Blaze, you cannot just say left and right "speedrunners do things wrong" and then shout "ad hominem" every time someone disagrees with you or suggest you do a run.
You have interesting ideas, but don't expect people to listen to you if you present them as more than that, because for now, they aren't more than interesting ideas.
Math is cool, but it's not a science, Physics is. Mathematical models are incredibly powerful to describe and predict the world around us, but they only become useful to physics after being confirmed by experiment.
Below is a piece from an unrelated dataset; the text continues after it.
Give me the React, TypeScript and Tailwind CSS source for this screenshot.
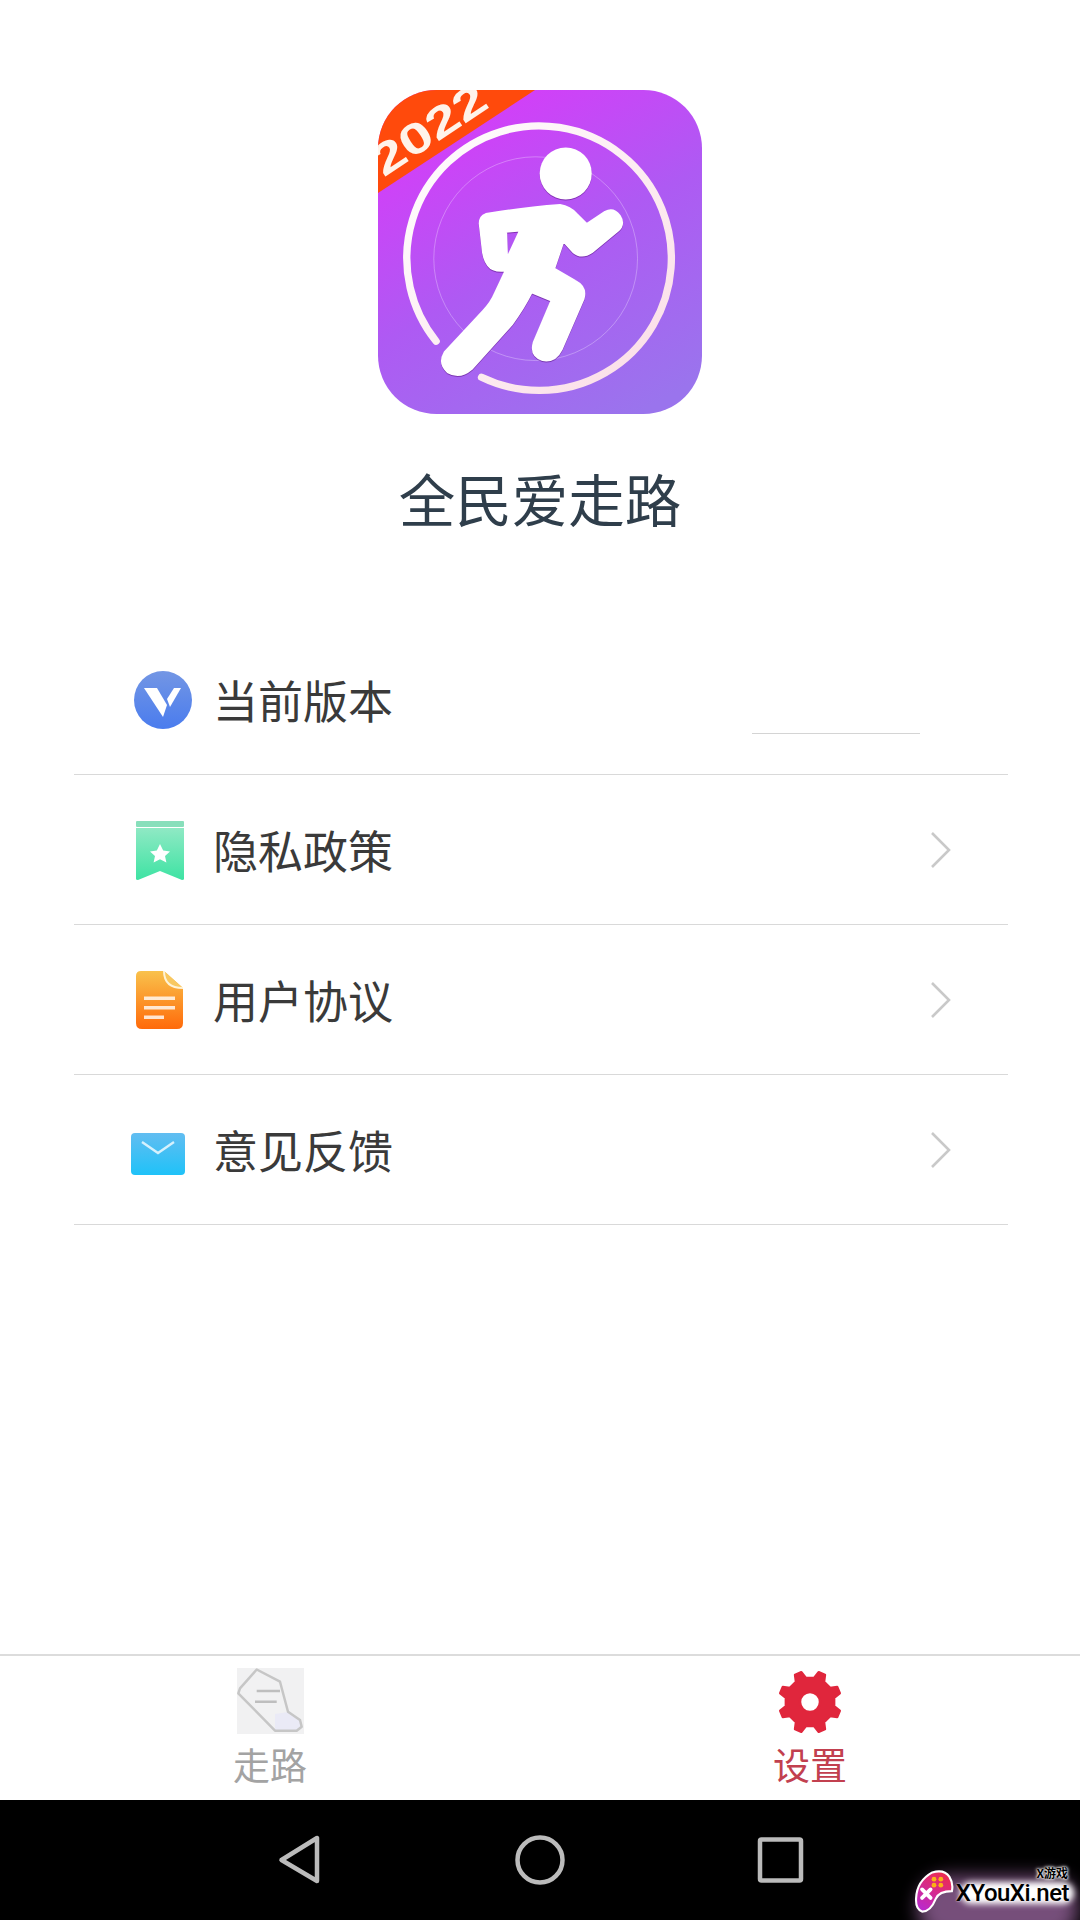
import React from "react";

const FONT = "font-['Noto_Sans_CJK_SC','Noto_Sans',sans-serif]";

function AppIcon() {
  return (
    <svg viewBox="55 60 970 970" className="w-[324px] h-[324px] block">
      <defs>
        <linearGradient id="bg" x1="0.25" y1="0" x2="0.8" y2="1">
          <stop offset="0" stopColor="#d93af9" />
          <stop offset="0.5" stopColor="#ae5af3" />
          <stop offset="1" stopColor="#9a74ed" />
        </linearGradient>
        <linearGradient id="ring" x1="0" y1="0" x2="1" y2="1">
          <stop offset="0" stopColor="#ffffff" />
          <stop offset="1" stopColor="#fbdce6" />
        </linearGradient>
        <clipPath id="rc">
          <rect x="55" y="60" width="970" height="970" rx="175" />
        </clipPath>
      </defs>
      <g clipPath="url(#rc)">
        <rect x="55" y="60" width="970" height="970" fill="url(#bg)" />
        <polygon points="55,60 525,60 55,368" fill="#ff4a0c" />
        <text
          x="0"
          y="0"
          transform="translate(72,322) rotate(-33.5)"
          fontFamily="'Liberation Sans',sans-serif"
          fontWeight="700"
          fontSize="130"
          fill="#fff3ea"
          textLength="385"
          lengthAdjust="spacingAndGlyphs"
        >
          2022
        </text>
      </g>
      <circle cx="527" cy="565" r="305" fill="none" stroke="#ffffff" strokeOpacity="0.35" strokeWidth="2.5" />
      <path
        d="M365 920 A396 396 0 1 0 229 812"
        fill="none"
        stroke="url(#ring)"
        strokeWidth="22"
        strokeLinecap="round"
      />
      <g filter="drop-shadow(0 3px 2px rgba(90,20,130,0.55))">
        <circle cx="617" cy="310" r="78" fill="#fff" />
        <path
          fillRule="evenodd"
          fill="#fff"
          stroke="#fff"
          strokeWidth="7"
          strokeLinejoin="round"
          d="M378 432 Q500 412 600 405 Q630 410 650 432 L680 462 L735 425 Q760 412 778 436 Q795 462 772 482 L695 545 Q665 565 640 545 L610 512 L582 595 L645 632 Q680 650 670 685 L605 835 Q585 875 548 868 Q510 855 522 815 L575 690 L515 665 Q490 715 455 762 L335 895 Q300 925 265 905 Q235 880 255 845 L370 722 Q395 695 405 670 L438 600 Q400 605 385 585 Q370 565 368 530 L360 460 Q360 438 378 432 Z M438 484 L481 480 L441 566 Z"
        />
      </g>
    </svg>
  );
}

function Chevron() {
  return (
    <svg width="22" height="38" viewBox="0 0 22 38" className="block">
      <path d="M2 2 L19 19 L2 36" fill="none" stroke="#c9c9c9" strokeWidth="2.6" />
    </svg>
  );
}

function VersionIcon() {
  return (
    <svg width="58" height="58" viewBox="0 0 58 58" className="block">
      <defs>
        <linearGradient id="v" x1="0" y1="0" x2="0" y2="1">
          <stop offset="0" stopColor="#7396e4" />
          <stop offset="1" stopColor="#4a7cee" />
        </linearGradient>
      </defs>
      <circle cx="29" cy="29" r="29" fill="url(#v)" />
      <path d="M10 17 L23 17 L33 34 L29 46 Z" fill="#ffffff" />
      <path d="M33 28 L40 17 L47 17 L36 36 Z" fill="#ffffff" />
    </svg>
  );
}

function BookmarkIcon() {
  return (
    <svg width="48" height="60" viewBox="0 0 48 60" className="block">
      <defs>
        <linearGradient id="b" x1="0" y1="0" x2="0" y2="1">
          <stop offset="0" stopColor="#8fe9c4" />
          <stop offset="1" stopColor="#3ee3a3" />
        </linearGradient>
      </defs>
      <rect x="0" y="0" width="48" height="6" rx="1" fill="#88dfbb" />
      <path d="M0 7 H48 V58 Q48 59 46 59 L24 50 L2 59 Q0 59 0 58 Z" fill="url(#b)" />
      <path
        d="M24 23 L27.2 29.5 L34 30.4 L29 35 L30.4 41.6 L24 38.3 L17.6 41.6 L19 35 L14 30.4 L20.8 29.5 Z"
        fill="#ffffff"
      />
    </svg>
  );
}

function DocIcon() {
  return (
    <svg width="47" height="58" viewBox="0 0 47 58" className="block">
      <defs>
        <linearGradient id="d" x1="0" y1="0" x2="0" y2="1">
          <stop offset="0" stopColor="#f9c24c" />
          <stop offset="1" stopColor="#ff6a0a" />
        </linearGradient>
      </defs>
      <path d="M5 0 H28 L47 17 V52 Q47 58 41 58 H6 Q0 58 0 52 V5 Q0 0 5 0 Z" fill="url(#d)" />
      <path d="M28 0 Q28 17 47 17" fill="#f8c860" stroke="#fff3d6" strokeWidth="2" />
      <rect x="8" y="25.5" width="31" height="3.5" fill="#fff" fillOpacity="0.8" />
      <rect x="8" y="35" width="31" height="3.5" fill="#fff" fillOpacity="0.8" />
      <rect x="8" y="44.5" width="20" height="3.5" fill="#fff" fillOpacity="0.8" />
    </svg>
  );
}

function MailIcon() {
  return (
    <svg width="54" height="42" viewBox="0 0 54 42" className="block">
      <defs>
        <linearGradient id="m" x1="0" y1="0" x2="0" y2="1">
          <stop offset="0" stopColor="#62bdf1" />
          <stop offset="1" stopColor="#1fc2f8" />
        </linearGradient>
      </defs>
      <rect width="54" height="42" rx="4" fill="url(#m)" />
      <path d="M11 9 L27 20 L43 9" fill="none" stroke="#d6f1fd" strokeWidth="2.4" />
    </svg>
  );
}

function Row({
  icon,
  label,
  pad,
  children,
}: {
  icon: React.ReactNode;
  label: string;
  pad: string;
  children?: React.ReactNode;
}) {
  return (
    <div className="h-[150px] flex items-center border-b border-[#d9d9d9]">
      <div className={`w-[139px] shrink-0 ${pad}`}>{icon}</div>
      <span className="text-[45px] leading-none text-[#3a3a3a]">{label}</span>
      {children}
    </div>
  );
}

function Arrow() {
  return (
    <div className="ml-auto mr-[56px]">
      <Chevron />
    </div>
  );
}

function Gear() {
  const n = 8;
  const pts: string[] = [];
  for (let i = 0; i < n; i++) {
    const a = (i * 2 * Math.PI) / n - Math.PI / 2 + Math.PI / 8;
    const w = Math.PI / n;
    const list: [number, number][] = [
      [24.5, a - w * 0.55],
      [31, a - w * 0.28],
      [31, a + w * 0.28],
      [24.5, a + w * 0.55],
    ];
    for (const [r, t] of list) pts.push(`${(32 + r * Math.cos(t)).toFixed(2)} ${(33 + r * Math.sin(t)).toFixed(2)}`);
  }
  const d = `M${pts.join(" L")} Z M32 23 A10 10 0 1 0 32 43 A10 10 0 1 0 32 23 Z`;
  return (
    <svg width="64" height="66" viewBox="0 0 64 66" className="block">
      <path d={d} fillRule="evenodd" fill="#e0263c" stroke="#e0263c" strokeWidth="2.5" strokeLinejoin="round" />
    </svg>
  );
}

function Shoe() {
  return (
    <svg width="67" height="66" viewBox="0 0 67 66" className="block bg-[#f1f1f2]">
      <path d="M38 46 L51 44 L63 52 L64.7 58.7 L59.7 62.7 L38 62.7 Z" fill="#eaeaf6" />
      <path
        d="M19.7 1.5 L43 13.7 L51 43.7 L63 52 L64.7 58.7 L59.7 62.7 L38 62.7 L1.3 25.3 L3 20.3 Z"
        fill="none"
        stroke="#c6c6c6"
        strokeWidth="2.5"
        strokeLinejoin="round"
      />
      <path d="M19.7 23 H43 M18 33.7 H39.7" stroke="#bebebe" strokeWidth="2.5" />
    </svg>
  );
}

function GamePad() {
  return (
    <svg width="44" height="46" viewBox="0 0 48 54" className="block">
      <defs>
        <linearGradient id="gp" x1="0.7" y1="0" x2="0.2" y2="1">
          <stop offset="0" stopColor="#ee2b4f" />
          <stop offset="1" stopColor="#b92ad0" />
        </linearGradient>
      </defs>
      <path
        d="M22 4 Q36 0 42 9 Q47 17 45 26 Q30 26 26 35 Q20 50 10 50 Q2 47 3 34 Q4 14 22 4 Z"
        fill="url(#gp)"
        stroke="#ffffff"
        strokeWidth="2.5"
      />
      <circle cx="24" cy="12" r="2.8" fill="#fbb116" />
      <circle cx="32" cy="12" r="2.8" fill="#fbb116" />
      <circle cx="24" cy="19" r="2.8" fill="#fbb116" />
      <circle cx="32" cy="19" r="2.8" fill="#fbb116" />
      <path d="M10 24 L20 34 M20 24 L10 34" stroke="#ffffff" strokeWidth="4.5" strokeLinecap="round" />
    </svg>
  );
}

export default function App() {
  return (
    <div className={`relative w-[1080px] h-[1920px] bg-white flex flex-col overflow-hidden ${FONT}`}>
      <div className="flex-1 flex flex-col">
        <div className="pt-[90px] flex flex-col items-center">
          <AppIcon />
          <div className="mt-[51px] text-[56.5px] leading-[64px] text-[#2f3e4b]">全民爱走路</div>
        </div>

        <div className="mt-[96px] ml-[74px] w-[934px]">
          <Row icon={<VersionIcon />} label="当前版本" pad="pl-[60px]">
            <div className="ml-auto mr-[88px] mb-[40px] self-end w-[168px] h-px bg-[#d4d4d4]" />
          </Row>
          <Row icon={<BookmarkIcon />} label="隐私政策" pad="pl-[62px] pt-[2px]">
            <Arrow />
          </Row>
          <Row icon={<DocIcon />} label="用户协议" pad="pl-[62px]">
            <Arrow />
          </Row>
          <Row icon={<MailIcon />} label="意见反馈" pad="pl-[57px] pt-[8px]">
            <Arrow />
          </Row>
        </div>
      </div>

      <div className="h-[146px] border-t-2 border-[#dcdcdc] flex">
        <div className="w-[540px] flex flex-col items-center pt-[12px]">
          <Shoe />
          <span className="mt-[8px] text-[37px] leading-[44px] text-[#a3a3a3]">走路</span>
        </div>
        <div className="w-[540px] flex flex-col items-center pt-[13px]">
          <Gear />
          <span className="mt-[7px] text-[37px] leading-[44px] text-[#c2404f]">设置</span>
        </div>
      </div>

      <div className="h-[120px] bg-black flex items-center relative">
        <svg width="1080" height="120" viewBox="0 0 1080 120" className="block">
          <path
            d="M317 38 L317 81 L281.5 60 Z"
            fill="none"
            stroke="#bbbbbb"
            strokeWidth="4.5"
            strokeLinejoin="round"
          />
          <circle cx="540" cy="60" r="22.5" fill="none" stroke="#bbbbbb" strokeWidth="4.5" />
          <rect x="760" y="39.5" width="41" height="41" rx="1.5" fill="none" stroke="#bbbbbb" strokeWidth="4.5" />
        </svg>

        <div className="absolute right-0 bottom-0 w-[170px] h-[52px]">
          <div className="absolute left-[8px] right-[2px] top-[8px] bottom-[-20px] rounded-[30px] bg-[#c583cc] blur-[9px] opacity-60" />
          <div className="absolute left-[50px] right-[6px] top-[14px] h-[22px] rounded-[12px] bg-white blur-[3px]" />
          <div className="absolute left-[2px] top-[1px]">
            <GamePad />
          </div>
          <div className="absolute right-[12px] top-[-2px] text-[12px] leading-[13px] font-bold text-black [text-shadow:0_0_2px_#fff,0_0_3px_#fff,0_0_4px_#fff]">
            X游戏
          </div>
          <div className="absolute right-[11px] top-[11px] font-['Roboto',sans-serif] text-[24px] leading-[28px] font-medium tracking-[-0.5px] text-black [text-shadow:0_0_2px_#fff]">
            XYouXi.net
          </div>
        </div>
      </div>
    </div>
  );
}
That's why peope get annoyed (at least I get annoyed) when I read anyone say "speedrunners are doing it wrong", when they only have a bunch of conjectures to present. However valuable they may be, however correct they may be, however mathematically sound they may be, unverrified theory are just conjectures, and shouldn't be used to say "speedrunners are doing it wrong". Thankfully, you do use more sensible wordings usually, but I've read you once saying something close to "speedrunners are doing it wrong", or "admins are more interested in views than in being good", and it does get people off the wrong way, with no redemption possible if you've got nothing substantial to back it up (and you don't).
In any cases, people pointing out you don't have a single speedrun to your name are not attacking you personally for not being a speedrunner, they are playing some of your bold claims down, because a claim unsupported by experience is weaker than a claim which is.
For example, in: https://forums.factorio.com/viewtopic.php?f=5&t=92439 You use Dave's name and math from: https://forums.factorio.com/viewtopic.php?p=521707#p521707 to support the idea that sub 1hour run is possible. It is bogus beacause, Dave's math is wrong and way off-base, and anyway applies to a scenario very remote to actual gameplay, let alone to speedrun.
Having a prototype run on the other hand, would speak more than a thousand formula (even when the thousand formula where necessary to produce the run).
Again I love math and I enjoy following your endeavors, as you can see by my answer to your topic: https://forums.factorio.com/viewtopic.php?p=529680#p529680 But: "If you do respond tho, please stick to the math. APM, resource costs, etc. ad hominems reasoning like the above will just be ignored with an 'lol'." simply does not make any sense, there is more to speedrun than just math, intuition often beats non rigorous math, and rigorous math requires amounts of work that approach actually doing a run.
Hey, I just made a run with the following rules :
- time ends when 50 construction bots, 10 logistic chests (any) and 5 roboports are in my inventory.
- seeded, any map gen setting allowed (including peaceful)
- no opinion on blueprint (I don't import any but it could be nicer to be allowed to if a new sub category is created)
- video
Once uploaded, it'll be available here (probably in one day with my potato connexion) :
(about 2h15 1h57 in game time because I'm terrible and forgot to disable autosave and played single player, and my computer is terrible too).
What'dya think of it?
IMO it cuts any% nicely in half, requiring not so much preparation and lot of micro (as opposed to the later half of an any% speedrun) and could be a nice option for new bees (which I myself am).